Meshes for prolapse surgery and urinary incontinence in gynecology
Why a mesh . Pelvic floor prolapse is a mechanical problem caused by insufficiently solid support tissues or by a tear of the support tissue A decrease in quality of the support tissue should be treated by reinforcement with a mesh
Which mesh. Pros and cons ? Prolypropylene meshes with large holes and light weight are the standard. We do not use organic meshes since rather experimental. However meshes are not without complications such as mesh erosion in 5 to 7% of vaginal meshes. Other intra-abdominal complications as bowel obstructions are rare.

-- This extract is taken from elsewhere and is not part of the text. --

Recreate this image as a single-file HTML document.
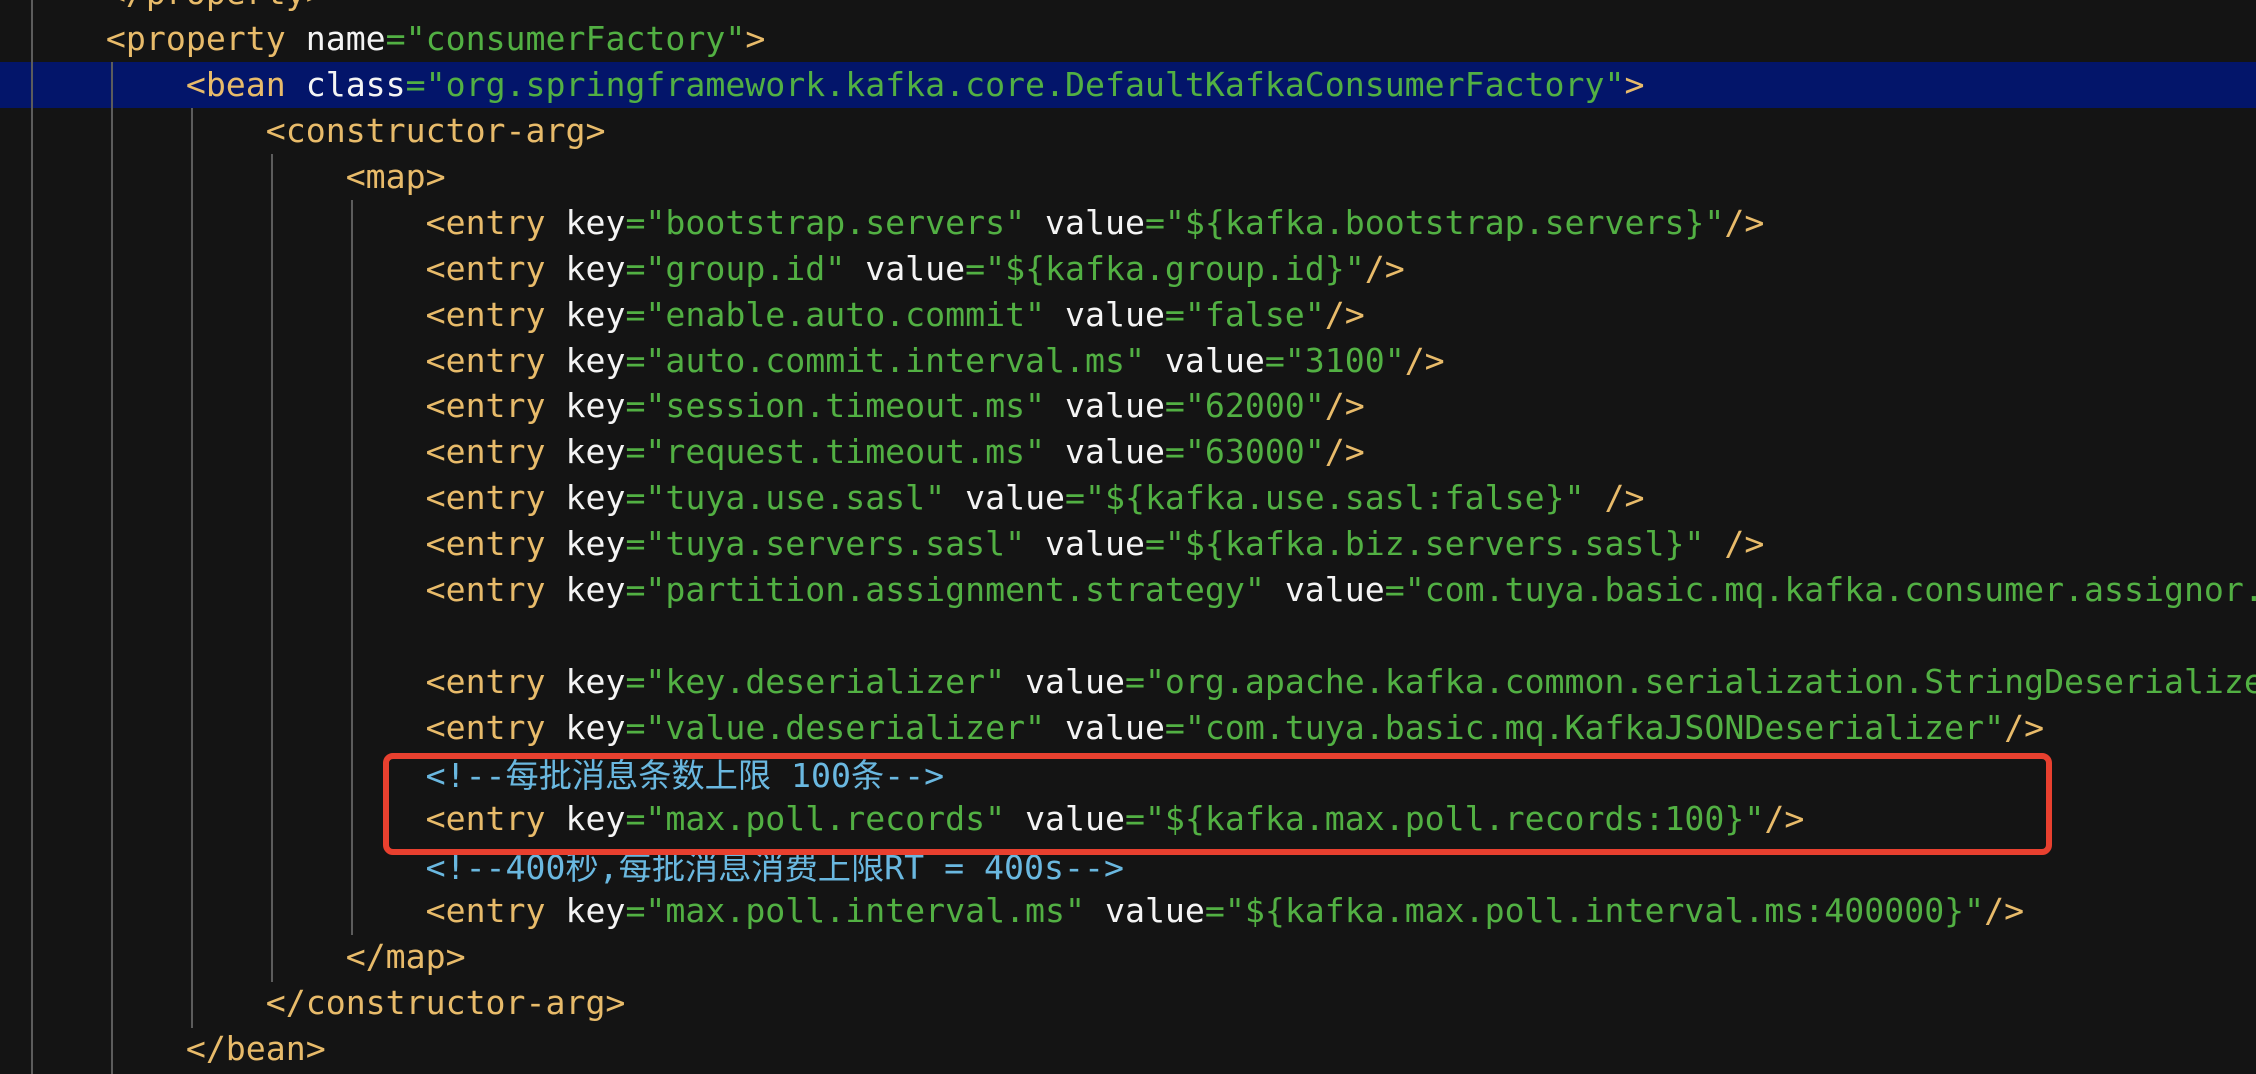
<!DOCTYPE html>
<html><head><meta charset="utf-8"><style>
html,body{margin:0;padding:0;background:#141414;}
body{width:2256px;height:1074px;position:relative;overflow:hidden;
font-family:"DejaVu Sans Mono","Liberation Mono","Noto Sans CJK SC",monospace;font-size:33.2px;}
.l{position:absolute;left:26px;width:2230px;overflow:hidden;height:46px;line-height:46px;white-space:pre;}
.t{color:#e8bb6a}.a{color:#f4f4f4}.s{color:#52b043}.c{color:#6ab8e0}
.g{position:absolute;width:2px;background:#5c5c5c;}
.hl{position:absolute;left:0;top:62px;width:2256px;height:46px;background:#03156a;}
.box{position:absolute;left:383px;top:753px;width:1657px;height:90px;border:6px solid #e8402f;border-radius:10px;}
.cj{font-family:"Noto Sans CJK SC",sans-serif;}
</style></head><body>
<div class="hl"></div>
<div class="g" style="left:31px;top:0;height:1074px"></div>
<div class="g" style="left:111px;top:62px;height:1012px"></div>
<div class="g" style="left:191px;top:108px;height:920px"></div>
<div class="g" style="left:271px;top:154px;height:828px"></div>
<div class="g" style="left:351px;top:200px;height:735px"></div>

<div class="l" style="top:-30px"><span class="t">    &lt;/property&gt;</span></div>
<div class="l" style="top:16px"><span class="t">    &lt;property</span> <span class="a">name</span><span class="s">="consumerFactory"</span><span class="t">&gt;</span></div>
<div class="l" style="top:62px"><span class="t">        &lt;bean</span> <span class="a">class</span><span class="s">="org.springframework.kafka.core.DefaultKafkaConsumerFactory"</span><span class="t">&gt;</span></div>
<div class="l" style="top:108px"><span class="t">            &lt;constructor-arg&gt;</span></div>
<div class="l" style="top:154px"><span class="t">                &lt;map&gt;</span></div>
<div class="l" style="top:200px"><span class="t">                    &lt;entry</span> <span class="a">key</span><span class="s">="bootstrap.servers"</span> <span class="a">value</span><span class="s">="${kafka.bootstrap.servers}"</span><span class="t">/&gt;</span></div>
<div class="l" style="top:246px"><span class="t">                    &lt;entry</span> <span class="a">key</span><span class="s">="group.id"</span> <span class="a">value</span><span class="s">="${kafka.group.id}"</span><span class="t">/&gt;</span></div>
<div class="l" style="top:292px"><span class="t">                    &lt;entry</span> <span class="a">key</span><span class="s">="enable.auto.commit"</span> <span class="a">value</span><span class="s">="false"</span><span class="t">/&gt;</span></div>
<div class="l" style="top:338px"><span class="t">                    &lt;entry</span> <span class="a">key</span><span class="s">="auto.commit.interval.ms"</span> <span class="a">value</span><span class="s">="3100"</span><span class="t">/&gt;</span></div>
<div class="l" style="top:383px"><span class="t">                    &lt;entry</span> <span class="a">key</span><span class="s">="session.timeout.ms"</span> <span class="a">value</span><span class="s">="62000"</span><span class="t">/&gt;</span></div>
<div class="l" style="top:429px"><span class="t">                    &lt;entry</span> <span class="a">key</span><span class="s">="request.timeout.ms"</span> <span class="a">value</span><span class="s">="63000"</span><span class="t">/&gt;</span></div>
<div class="l" style="top:475px"><span class="t">                    &lt;entry</span> <span class="a">key</span><span class="s">="tuya.use.sasl"</span> <span class="a">value</span><span class="s">="${kafka.use.sasl:false}"</span> <span class="t">/&gt;</span></div>
<div class="l" style="top:521px"><span class="t">                    &lt;entry</span> <span class="a">key</span><span class="s">="tuya.servers.sasl"</span> <span class="a">value</span><span class="s">="${kafka.biz.servers.sasl}"</span> <span class="t">/&gt;</span></div>
<div class="l" style="top:567px"><span class="t">                    &lt;entry</span> <span class="a">key</span><span class="s">="partition.assignment.strategy"</span> <span class="a">value</span><span class="s">="com.tuya.basic.mq.kafka.consumer.assignor.RoundRobin"</span></div>
<div class="l" style="top:659px"><span class="t">                    &lt;entry</span> <span class="a">key</span><span class="s">="key.deserializer"</span> <span class="a">value</span><span class="s">="org.apache.kafka.common.serialization.StringDeserializer"</span><span class="t">/&gt;</span></div>
<div class="l" style="top:705px"><span class="t">                    &lt;entry</span> <span class="a">key</span><span class="s">="value.deserializer"</span> <span class="a">value</span><span class="s">="com.tuya.basic.mq.KafkaJSONDeserializer"</span><span class="t">/&gt;</span></div>
<div class="l c" style="top:750px">                    &lt;!--<span class="cj">每批消息条数上限</span> 100<span class="cj">条</span>--&gt;</div>
<div class="l" style="top:796px"><span class="t">                    &lt;entry</span> <span class="a">key</span><span class="s">="max.poll.records"</span> <span class="a">value</span><span class="s">="${kafka.max.poll.records:100}"</span><span class="t">/&gt;</span></div>
<div class="l c" style="top:842px">                    &lt;!--400<span class="cj">秒</span>,<span class="cj">每批消息消费上限</span>RT = 400s--&gt;</div>
<div class="l" style="top:888px"><span class="t">                    &lt;entry</span> <span class="a">key</span><span class="s">="max.poll.interval.ms"</span> <span class="a">value</span><span class="s">="${kafka.max.poll.interval.ms:400000}"</span><span class="t">/&gt;</span></div>
<div class="l" style="top:934px"><span class="t">                &lt;/map&gt;</span></div>
<div class="l" style="top:980px"><span class="t">            &lt;/constructor-arg&gt;</span></div>
<div class="l" style="top:1026px"><span class="t">        &lt;/bean&gt;</span></div>
<div class="box"></div>
</body></html>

What to do and who should do it ?
Recent concern on the use of meshes and FDA recommendations
In the October 2012 newsletter of the Australian endoscopy society recent concerns on the use of meshes are discussed together with the FDA recommendations concerning training. The key issue however is not addressed : the main problem are the surgeons not the meshes. FDA recommends obtaining knowledge and training in vaginal and vaginal mesh surgery.
- what is missing is that unless the surgeon is equally skilled in laparoscopic surgery and promontofixation, it is unlikely that a fair balance of vaginal versus laparoscopic surgery will be offered to the patient. In addition
- what is missing is that evidence of knowledge and training is limited to presence at meetings. The skills itself are never assessed. This is another nice example that video-registration should be mandatory.